EXERCISE BRIEF: Every line with the word "styles" in it should be extracted from the data that follows.

------------------------------

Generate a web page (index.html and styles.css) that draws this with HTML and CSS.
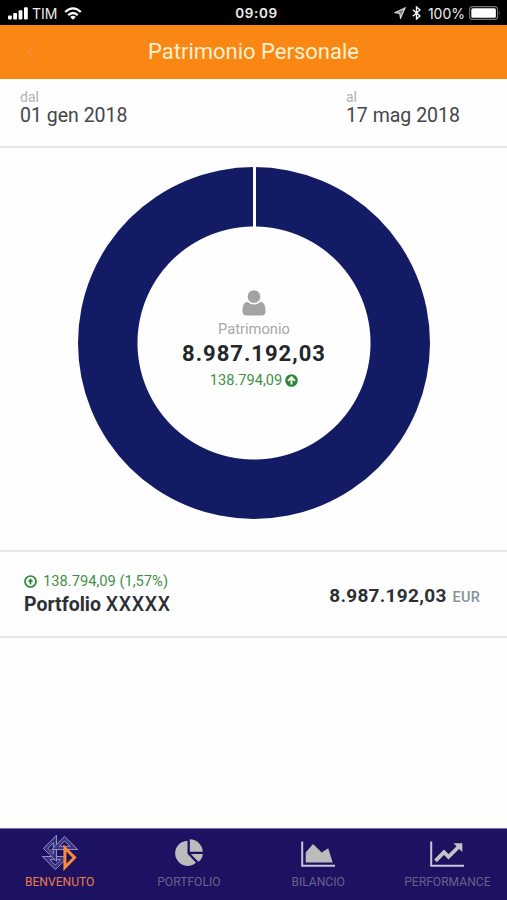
FILE: index.html
```html
<!DOCTYPE html>
<html lang="it">
<head>
  <meta charset="UTF-8">
  <title>Patrimonio Personale</title>
  <link rel="stylesheet" href="styles.css">
</head>
<body>
  <div class="status">
    <div class="status-left">
      <svg width="20" height="13" viewBox="0 0 20 13" fill="#fff">
        <rect x="0" y="8.5" width="3.8" height="4" rx="1"/>
        <rect x="5.2" y="6" width="3.8" height="6.5" rx="1"/>
        <rect x="10.6" y="3.2" width="3.8" height="9.3" rx="1"/>
        <rect x="16" y="0.3" width="3.8" height="12.2" rx="1"/>
      </svg>
      <span class="carrier">TIM</span>
      <svg width="18" height="13" viewBox="0 0 18 13" fill="none" stroke="#fff" stroke-width="2.3">
        <path d="M1.2 5 Q9 -2.2 16.8 5"/>
        <path d="M4.2 8.2 Q9 3.8 13.8 8.2"/>
        <path d="M6.2 9.9 Q9 7.6 11.8 9.9 L9 12.8 Z" fill="#fff" stroke="none"/>
      </svg>
    </div>
    <div class="clock">09:09</div>
    <div class="status-right">
      <svg width="12" height="12" viewBox="0 0 12 12">
        <path d="M11 1 L6.5 11 L5.8 6.3 L1 5.6 Z" fill="#777" stroke="#ddd" stroke-width="1.2"/>
      </svg>
      <svg class="bt" width="9" height="14" viewBox="0 0 9 14" fill="none" stroke="#fff" stroke-width="1.4">
        <path d="M0.8 3.8 L8 10 L4.5 13 V1 L8 4 L0.8 10.2"/>
      </svg>
      <span class="percent">100%</span>
      <svg width="32" height="14" viewBox="0 0 32 14">
        <rect x="0.6" y="0.6" width="28" height="12.8" rx="3" fill="none" stroke="#777" stroke-width="1.1"/>
        <rect x="2.3" y="2.2" width="24.6" height="9.6" rx="1.5" fill="#fff"/>
        <path d="M30 4.7 Q31.5 7 30 9.3 Z" fill="#777"/>
      </svg>
    </div>
  </div>

  <div class="header">
    <svg class="back" width="12" height="20" viewBox="0 0 12 20" fill="none" stroke="#f98a31" stroke-width="2">
      <path d="M10.5 1 L2 10 L10.5 19"/>
    </svg>
    <h1 class="title">Patrimonio Personale</h1>
  </div>

  <div class="dates">
    <div class="date from">
      <div class="date-label">dal</div>
      <div class="date-value">01 gen 2018</div>
    </div>
    <div class="date to">
      <div class="date-label">al</div>
      <div class="date-value">17 mag 2018</div>
    </div>
  </div>

  <div class="chart">
    <div class="donut">
      <svg class="user" width="24" height="26" viewBox="0 0 24 26" fill="#a3a3a3">
        <path d="M5 11.8 Q12 17.4 19 11.8 Q23.6 13 23.6 21 Q23.6 25.5 19.5 25.5 H4.5 Q0.4 25.5 0.4 21 Q0.4 13 5 11.8 Z"/>
        <circle cx="12" cy="6.6" r="6.8" stroke="#fefefe" stroke-width="1"/>
      </svg>
      <div class="donut-label">Patrimonio</div>
      <div class="donut-value">8.987.192,03</div>
      <div class="donut-gain">
        <span class="gain-text">138.794,09</span>
        <svg width="13" height="13" viewBox="0 0 13 13">
          <circle cx="6.5" cy="6.5" r="6.3" fill="#2c8735"/>
          <path d="M6.5 10.6 V3.5 M3 6.8 L6.5 3.2 L10 6.8" fill="none" stroke="#fff" stroke-width="1.9"/>
        </svg>
      </div>
    </div>
  </div>

  <div class="row">
    <div class="row-info">
      <div class="row-gain">
        <svg width="13" height="13" viewBox="0 0 13 13" fill="none" stroke="#2c8735">
          <circle cx="6.5" cy="6.5" r="5.5" stroke-width="1.7"/>
          <path d="M6.5 9.5 V5" stroke-width="1.8"/>
          <path d="M3.7 6.8 L6.5 3.3 L9.3 6.8 Z" fill="#2c8735" stroke="none"/>
        </svg>
        <span class="row-gain-text">138.794,09 (1,57%)</span>
      </div>
      <div class="row-name"><b>Portfolio</b> <span class="code">XXXXX</span></div>
    </div>
    <div class="row-amount">
      <span class="amount">8.987.192,03</span>
      <span class="currency">EUR</span>
    </div>
  </div>

  <div class="tabs">
    <div class="tab active">
      <svg class="tab-icon" width="38" height="38" viewBox="-19 -19 38 38">
        <defs>
          <path id="blade" d="M3.5 -8.3 L16.6 4.6 L3.5 17.7 Z M6.7 -.7 V10.1 L12.1 4.6 Z"/>
        </defs>
        <g fill="#3a3480" fill-rule="evenodd" stroke="#958fc6" stroke-width="1">
          <use href="#blade" transform="rotate(90)"/>
          <use href="#blade" transform="rotate(180)"/>
          <use href="#blade" transform="rotate(270)"/>
        </g>
        <path d="M4.9 -5 L14.6 4.6 L4.9 14.4 Z" fill="#1d1262" stroke="#f98a38" stroke-width="3"/>
      </svg>
      <div class="tab-label">BENVENUTO</div>
    </div>
    <div class="tab">
      <svg class="tab-icon" width="30" height="38" viewBox="0 0 30 38" fill="#bcbcbc">
        <path d="M13.5 6.7 A12.6 12.6 0 1 0 22 28.8 L13.5 19.8 Z"/>
        <path d="M15.8 5.3 A13 13 0 0 1 28.8 17.7 H15.8 Z"/>
        <path d="M16.8 19.9 H28.8 Q28.5 24.9 24.4 27.8 Z"/>
      </svg>
      <div class="tab-label">PORTFOLIO</div>
    </div>
    <div class="tab">
      <svg class="tab-icon" width="34" height="38" viewBox="0 0 34 38">
        <path d="M1.2 7.5 V31.8 H34" fill="none" stroke="#c9c6dc" stroke-width="2"/>
        <path d="M4.7 28.5 V18.5 L12 10 L20.7 18.5 L27.2 14.3 L31.7 28.5 Z" fill="#bcbcbc"/>
      </svg>
      <div class="tab-label">BILANCIO</div>
    </div>
    <div class="tab">
      <svg class="tab-icon" width="34" height="38" viewBox="0 0 34 38">
        <path d="M1.2 7.5 V31.8 H34" fill="none" stroke="#c9c6dc" stroke-width="2"/>
        <path d="M5.5 26.8 L14 18.2 L18.5 22.8 L29.5 12" fill="none" stroke="#c4c4c4" stroke-width="3.8"/>
        <path d="M23.5 9.3 H32.3 V18 Z" fill="#c4c4c4"/>
      </svg>
      <div class="tab-label">PERFORMANCE</div>
    </div>
  </div>
</body>
</html>
```

FILE: styles.css
```css
html, body {
  margin: 0;
  padding: 0;
  height: 100%;
}
body {
  display: flex;
  flex-direction: column;
  background: #fefefe;
  font-family: Roboto, "Liberation Sans", sans-serif;
  color: #2c3034;
  overflow: hidden;
}
svg {
  display: block;
  flex: none;
}
span, .title, .date-value, .tab-label {
  white-space: nowrap;
}

/* status bar */
.status {
  display: grid;
  grid-template-columns: 1fr auto 1fr;
  align-items: center;
  height: 25px;
  padding: 1px 6px 0 8px;
  box-sizing: border-box;
  background: #000;
  color: #eee;
  font-family: Inter, sans-serif;
  font-size: 14px;
}
.status-left, .status-right {
  display: flex;
  align-items: center;
}
.status-right {
  justify-content: flex-end;
}
.carrier {
  margin: 0 7px 0 4px;
  font-size: 14px;
}
.clock {
  padding-left: 4px;
  font-size: 13.5px;
  font-weight: 600;
  letter-spacing: 0.6px;
}
.bt {
  margin: 0 7px 0 6px;
}
.percent {
  margin-right: 4px;
  font-size: 14px;
}

/* orange header */
.header {
  display: grid;
  grid-template-columns: 1fr auto 1fr;
  align-items: center;
  height: 54px;
  background: #fa8714;
}
.back {
  margin-left: 26px;
}
.title {
  margin: 0;
  font-size: 22px;
  font-weight: 400;
  line-height: 54px;
  color: #fff0cf;
}

/* date range */
.dates {
  display: flex;
  justify-content: space-between;
  height: 69px;
  padding: 11px 47px 0 20px;
  box-sizing: border-box;
}
.dates, .row {
  border-bottom: 2px solid #e6e6e6;
}
.date-label {
  font-size: 14px;
  line-height: 15px;
  color: #b2b2b2;
}
.date-value {
  font-size: 19.5px;
  line-height: 21px;
  color: #444649;
}

/* donut */
.chart {
  display: flex;
  justify-content: center;
  height: 402px;
  padding: 19px 0 0 1px;
  box-sizing: border-box;
}
.donut {
  display: flex;
  flex-direction: column;
  align-items: center;
  width: 352px;
  height: 352px;
  padding-top: 123px;
  box-sizing: border-box;
  border-radius: 50%;
  background:
    linear-gradient(#fefefe, #fefefe) center top / 3px 62px no-repeat,
    radial-gradient(circle, #fefefe 116px, #131b65 117px);
}
.donut-label {
  margin-top: 4px;
  font-size: 14.7px;
  line-height: 18px;
  color: #a7a7a7;
}
.donut-value {
  margin-top: 3px;
  font-size: 22px;
  font-weight: 700;
  line-height: 26px;
  letter-spacing: 1px;
  color: #23272a;
}
.donut-gain {
  display: flex;
  align-items: center;
  gap: 3px;
  margin-top: 4px;
  line-height: 18px;
  font-size: 14.6px;
  color: #3f9147;
}

/* portfolio row */
.row {
  display: flex;
  justify-content: space-between;
  height: 88px;
  padding: 20px 27px 0 24px;
  box-sizing: border-box;
  border-top: 2px solid #e6e6e6;
}
.row-gain {
  display: flex;
  align-items: center;
  gap: 6px;
  font-size: 14.7px;
  line-height: 18px;
  color: #3f9147;
}
.row-name {
  margin-top: 3px;
  font-size: 19.5px;
  line-height: 24px;
}
.code {
  font-weight: 500;
  letter-spacing: 0.7px;
}
.row-amount {
  display: flex;
  align-items: baseline;
  gap: 6px;
  padding-top: 12px;
  line-height: 24px;
}
.amount {
  font-size: 19px;
  font-weight: 700;
  letter-spacing: 0.3px;
}
.currency {
  font-size: 14.5px;
  font-weight: 500;
  letter-spacing: 0.2px;
  color: #85929a;
}

/* bottom tabs */
.tabs {
  display: flex;
  margin-top: auto;
  margin-left: -5px;
  margin-right: -5px;
  height: 72px;
  border-top: 1px solid #77739f;
  box-sizing: border-box;
  background: #1d1262;
}
.tab {
  display: flex;
  flex: 1;
  flex-direction: column;
  align-items: center;
  padding-top: 5px;
  color: #66618b;
}
.tab-label {
  margin-top: 2px;
  font-size: 12.1px;
  line-height: 16px;
}
.active {
  color: #ec7a48;
}
```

------------------------------

SOLUTION:
Generate a web page (index.html and styles.css) that draws this with HTML and CSS.
  <link rel="stylesheet" href="styles.css">
FILE: styles.css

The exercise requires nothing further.